1. P holds for all axioms in the formal system

2. If P is "closed under all inference rules"


then 



P holds for all theorems.



To unpack (2) a bit, it's a little complicated.  A very specific example of an inference rule, one used in first order logic, is modus ponens.  Modus ponens is a binary inference rule, meaning it has two inputs.  Very simply, inference rules are functions that input n inputs, with n at least one, and output a single statement, called the conclusion of the inference rule.  Modus ponens for instance takes two statements of the form 

(a) Statement A
(b) IF A THEN B
and modus ponens outputs
B.


Basically modus ponens is saying that if A is true and if "IF A THEN B" is true, then one can conclude "B".

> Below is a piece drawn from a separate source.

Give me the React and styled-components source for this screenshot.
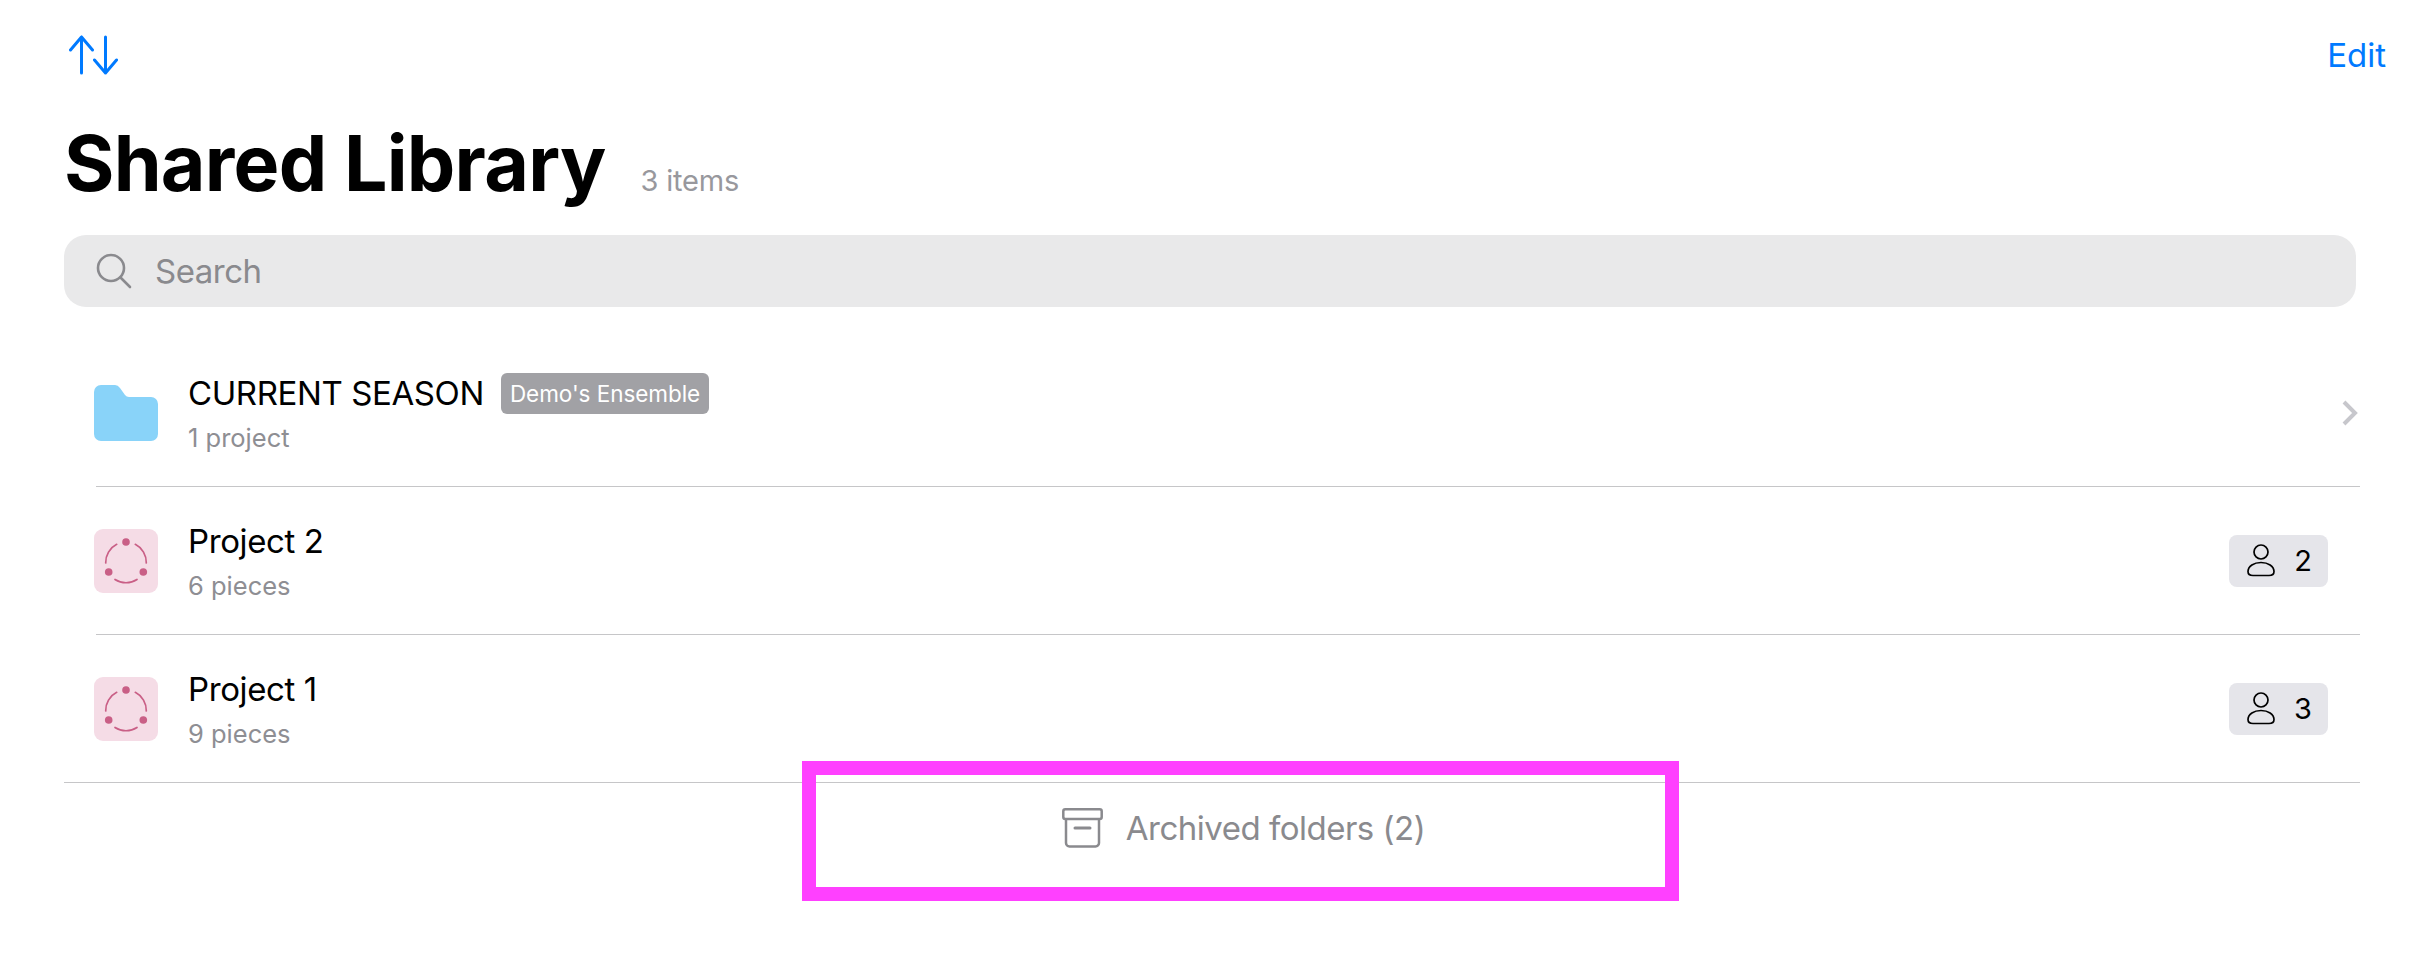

So for P to be closed under all inference rules in a formal system means that if R is any n-ary inference rule and P is true of all theorems T1, .., Tn, then P is also true of R applied to the n-tuple (T1,...,Tn).

IOW, If P is true of every term in the n-tuple (T1,...,Tn) and if P is true for R(T1,...,Tn) then we say that P is closed under all inference rules.


Again, if we can show that P is true for all axioms and if P is closed under all inference rules, then P is true for all theorems (i.e., true statements) within a formal system.



I am still working on giving some interesting examples of this phenomena.